六人目 ネオ

 プロってなんだ。いや、辞書的な意味だけで考えるのであれば『Professional』という言葉の略称であり、何かに精通した専門家とかそういう意味なのだろうけれど。事あるごとに彼が主張している『プロ』というのはそうした言葉の意味に囚われるものでも、ましてやなろうとしてなるものではないのだと、僕は思っている。僕も彼にプロの一人として認められているし、僕自身もプロを自認しているわけだけれど、それでもやっぱりプロって何ですか?って聞かれてプロとはこういうものだよ、なんて言える自信があるとは到底言い切れない。なろうとしてなるものではないし、なろうとしている人は既にプロなのだろう。言葉で遊んでいるようで、その実僕は言葉に遊ばれているだけなのかもしれないけれど、プロとはそういう曖昧で不明瞭で、良くも悪くも適当極まりないそういう称号なのだ。

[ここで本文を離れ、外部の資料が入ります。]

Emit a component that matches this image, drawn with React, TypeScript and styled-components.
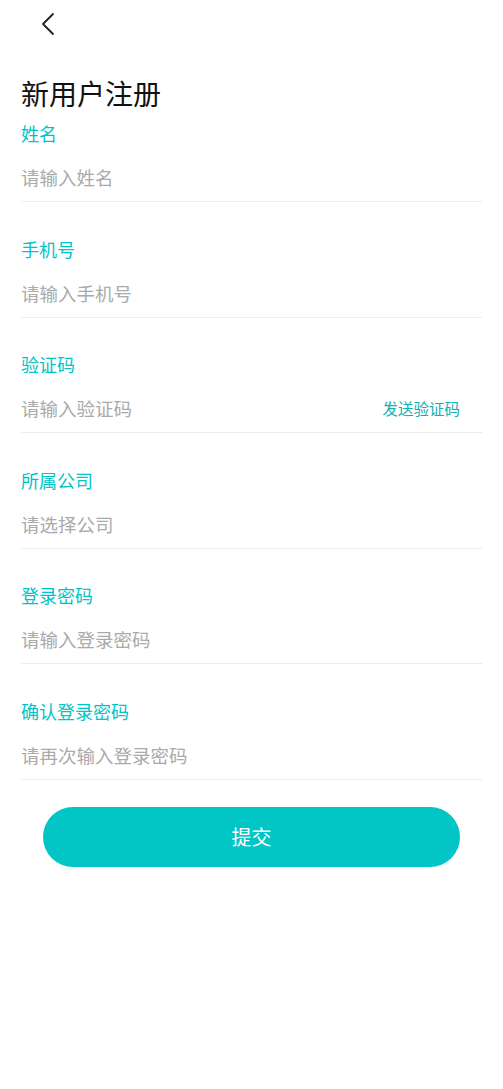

 なるべくしてなっている。常に己を磨くその在り方を突き詰めれば、いつか気が付けばプロになっているのだと僕は思う。

 そしてここまで彼の言うプロとやらに関して解説というか僕なりの見解を述べてきたわけだけど、僕は彼を打倒することを目標に掲げている。荒唐無稽だと、傲岸不遜だと、そう思う人たちも少なくないかもしれない。実際彼と成績を比較すると彼に余裕で軍配があがるし、僕がこうして駄文を書き連ねている間にも、彼は勉学に励んでいるのだろう。それは本当に素晴らしいことだ。だからこうして差が付くわけだが、それでも僕はまだ彼に食って掛かろうとしている。いや、というかこの文章を書いている最中に食って掛かろうという意思が再燃したといってもいい。

 僕は彼に質問したことがある。その内容は至極単純で、多分どこの誰でも何の気なしに訊いたことがあるような、そんな質問。

 「得意教科は何?」

 彼は答える。

 「全部」

 言ってみたいね。ムカつくほど清々しい。ここまでくると笑えてくる。そして美的センスも持ち合わせているし、何より顔がいい。また顔がいい族か。たまには顔を切り裂いてやってもいいかもしれない。いや、切り裂いたところで素敵に男前で格好いい傷跡が刻まれるだけなのか。なんなんだろう、まったく。

 陽キャ怖いんだが。

 僕の仮初めで冗長な思考回路ではなく、彼は多分それなりに考えている。僕が天才をふるまう愚者なら、彼は愚者に化けた天才だろう。一見意味不明なことを言っているようで、実際に意味不明なのだけれど、でもそれなりに行動はしっかりしている。メリハリというか、自分の中でのスイッチを自在にコントロールできているところは本当に素晴らしいことだと思う。よくもまぁ、自分を律しているものだ。

 とはいえやっぱり彼のことは理解できない。好きではあるけれど、理解できたかと言われれば一ミリも分からんというのが率直なところだ。多分かおるとかも知っているようでその実、何も知らないのかもしれない。ミステリアスというのはまた違った表現だけれど、謎多き青年ではあると思う。

 いつか彼の化けの皮を剥がしてやれるように僕は今日もまた、精進するとしよう。